- [Set task]
Don't include pictures. Quote the lines below from the first through the line that contains "import React from".

- [Source excerpt]
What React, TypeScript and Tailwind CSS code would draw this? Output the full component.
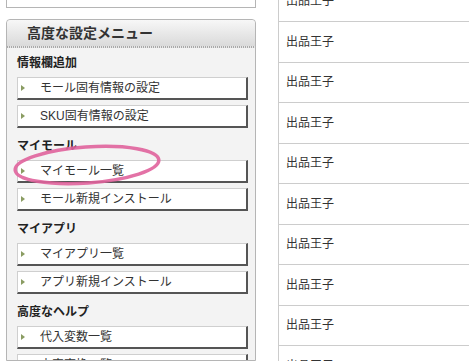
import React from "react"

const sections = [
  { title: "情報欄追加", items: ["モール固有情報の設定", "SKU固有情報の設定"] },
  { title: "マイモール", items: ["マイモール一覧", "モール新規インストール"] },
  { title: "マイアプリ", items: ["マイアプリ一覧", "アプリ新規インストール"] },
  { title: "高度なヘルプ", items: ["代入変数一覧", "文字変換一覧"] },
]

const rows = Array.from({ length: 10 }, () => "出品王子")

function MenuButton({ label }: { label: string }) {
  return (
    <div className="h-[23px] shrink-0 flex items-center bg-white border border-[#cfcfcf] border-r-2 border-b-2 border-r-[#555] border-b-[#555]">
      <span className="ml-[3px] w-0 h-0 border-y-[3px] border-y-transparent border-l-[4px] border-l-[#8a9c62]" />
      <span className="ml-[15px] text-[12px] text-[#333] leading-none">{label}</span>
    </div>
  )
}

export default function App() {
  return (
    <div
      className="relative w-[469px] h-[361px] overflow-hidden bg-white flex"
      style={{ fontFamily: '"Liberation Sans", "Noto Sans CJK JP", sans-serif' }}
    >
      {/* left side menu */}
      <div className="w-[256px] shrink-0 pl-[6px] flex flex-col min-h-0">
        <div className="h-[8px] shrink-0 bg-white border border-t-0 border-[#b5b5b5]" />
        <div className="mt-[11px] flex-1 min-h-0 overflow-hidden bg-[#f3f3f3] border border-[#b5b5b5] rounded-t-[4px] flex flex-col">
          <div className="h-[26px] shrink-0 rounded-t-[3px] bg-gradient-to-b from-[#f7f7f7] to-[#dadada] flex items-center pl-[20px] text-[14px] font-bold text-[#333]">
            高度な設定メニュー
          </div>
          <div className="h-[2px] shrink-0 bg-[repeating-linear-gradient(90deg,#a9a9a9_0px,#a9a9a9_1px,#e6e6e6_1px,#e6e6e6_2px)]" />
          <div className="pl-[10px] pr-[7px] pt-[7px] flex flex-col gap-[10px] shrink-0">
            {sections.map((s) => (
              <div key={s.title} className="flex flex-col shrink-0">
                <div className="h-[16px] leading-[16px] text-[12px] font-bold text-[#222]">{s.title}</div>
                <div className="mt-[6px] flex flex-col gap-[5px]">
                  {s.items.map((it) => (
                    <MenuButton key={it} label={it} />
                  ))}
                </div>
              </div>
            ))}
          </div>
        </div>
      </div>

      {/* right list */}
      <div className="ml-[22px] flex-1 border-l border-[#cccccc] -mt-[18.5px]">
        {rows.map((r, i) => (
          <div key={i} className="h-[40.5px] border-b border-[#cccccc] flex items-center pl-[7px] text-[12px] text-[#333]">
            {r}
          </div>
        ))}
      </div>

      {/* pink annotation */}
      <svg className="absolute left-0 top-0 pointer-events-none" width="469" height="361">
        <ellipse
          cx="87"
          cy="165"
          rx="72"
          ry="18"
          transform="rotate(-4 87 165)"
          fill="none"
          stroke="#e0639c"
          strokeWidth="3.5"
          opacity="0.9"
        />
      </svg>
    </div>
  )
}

- [Finished answer]
What React, TypeScript and Tailwind CSS code would draw this? Output the full component.
import React from "react"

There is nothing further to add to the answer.